What does the future hold for transportation? University of Minnesota civil engineering professor David Levinson shared his thoughts as part of a panel of transportation experts in a series of videos from The Week magazine. Some highlights from Levinson’s predictions are below.

Urban mobility in 10 years

Over the next 10 years, Levinson predicts the emergence of driverless cars on the road, more car sharing and bike sharing programs, and more real-time information about buses and traffic congestion. “The future is already out there in pieces, but it will be much more systematically deployed in 10 years,” he says.

He also predicts that cities will be cleaner, with more electric cars and lower levels of tailpipe emissions, even for transit vehicles and trucks. “Cities will be more pleasant places to live,” he says.
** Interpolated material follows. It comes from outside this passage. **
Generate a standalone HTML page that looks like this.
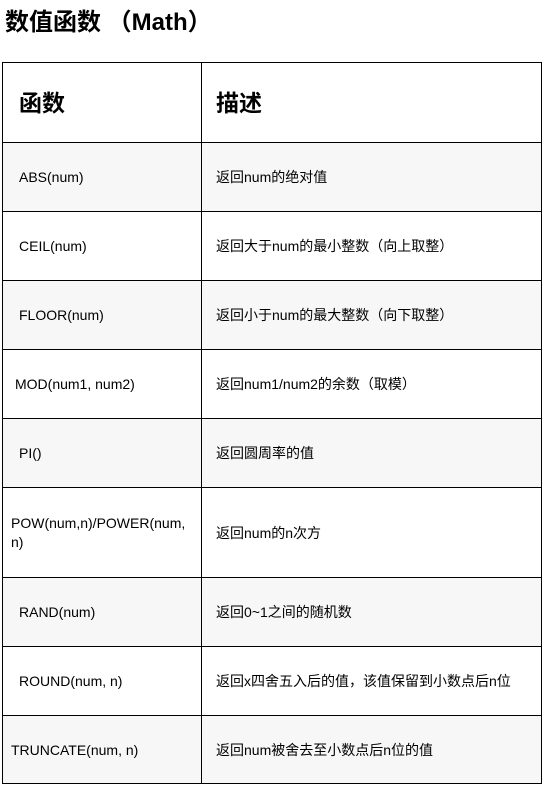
<!DOCTYPE html>
<html><head><meta charset="utf-8"><style>
body{margin:0;width:552px;height:790px;background:#fff;font-family:"Liberation Sans","Noto Sans CJK SC",sans-serif;color:#000;position:relative;overflow:hidden}
h1{position:absolute;left:5px;top:8px;margin:0;font-size:24px;font-weight:bold;line-height:30px}
.r{position:absolute;left:2px;width:540px;border:1px solid #000;border-top:none;box-sizing:border-box}
.c{position:absolute;left:198px;top:0;bottom:0;border-left:1px solid #000}
.t{position:absolute;font-size:14px;line-height:18px;top:50%;transform:translateY(-50%)}
.g{background:#f7f7f7}
</style></head><body>
<h1>数值函数 （Math）</h1>
<div class="r" style="top:62px;height:81px;border-top:1px solid #000"><div class="c"></div>
<div class="t" style="left:16px;font-size:23px;font-weight:bold;line-height:30px">函数</div>
<div class="t" style="left:213px;font-size:23px;font-weight:bold;line-height:30px">描述</div></div>
<div class="r g" style="top:143px;height:69px"><div class="c"></div><div class="t" style="left:16px">ABS(num)</div><div class="t" style="left:213px">返回num的绝对值</div></div>
<div class="r" style="top:212px;height:69px"><div class="c"></div><div class="t" style="left:16px">CEIL(num)</div><div class="t" style="left:213px">返回大于num的最小整数（向上取整）</div></div>
<div class="r g" style="top:281px;height:69px"><div class="c"></div><div class="t" style="left:16px">FLOOR(num)</div><div class="t" style="left:213px">返回小于num的最大整数（向下取整）</div></div>
<div class="r" style="top:350px;height:69px"><div class="c"></div><div class="t" style="left:12px">MOD(num1, num2)</div><div class="t" style="left:213px">返回num1/num2的余数（取模）</div></div>
<div class="r g" style="top:419px;height:69px"><div class="c"></div><div class="t" style="left:16px">PI()</div><div class="t" style="left:213px">返回圆周率的值</div></div>
<div class="r" style="top:488px;height:90px"><div class="c"></div><div class="t" style="left:8px;width:186px;line-height:19px">POW(num,n)/POWER(num,<br>n)</div><div class="t" style="left:213px">返回num的n次方</div></div>
<div class="r g" style="top:578px;height:69px"><div class="c"></div><div class="t" style="left:16px">RAND(num)</div><div class="t" style="left:213px">返回0~1之间的随机数</div></div>
<div class="r" style="top:647px;height:69px"><div class="c"></div><div class="t" style="left:16px">ROUND(num, n)</div><div class="t" style="left:213px">返回x四舍五入后的值，该值保留到小数点后n位</div></div>
<div class="r g" style="top:716px;height:68px"><div class="c"></div><div class="t" style="left:8px">TRUNCATE(num, n)</div><div class="t" style="left:213px">返回num被舍去至小数点后n位的值</div></div>
</body></html>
Mobility versus accessibility

“We’ll need to think about transportation not as providing mobility but providing accessibility,” Levinson says. “It’s not just how fast we move on the network, but about how many things we can reach.” According to Levinson, connecting people to the places they want to go is not only a transportation issue, but also a land-use issue.

The challenge, Levinson says, is that these issues are often governed by different organizations. “Land use is generally locally managed, and transportation is funded at least in part by the federal and state government…They have different objectives,” he says. Improvements in accessibility will require better coordination and alignment of these transportation and land-use objectives.

The role of data

According to Levinson, accurate and reliable transportation data are and will continue to be important because they can provide real-time information to help travelers plan in real-time. And although data are already being used to provide information to drivers, transit users, and flyers, there are still areas where data are incomplete—such as for travel time on urban arterials.

“We’re in process,” Levinson said. “We’re going to be doing a lot better in five years than we are today, and we’re doing a lot better today than we were five years ago. But we’re not there yet in terms of being able to fully exploit the information that’s out there.”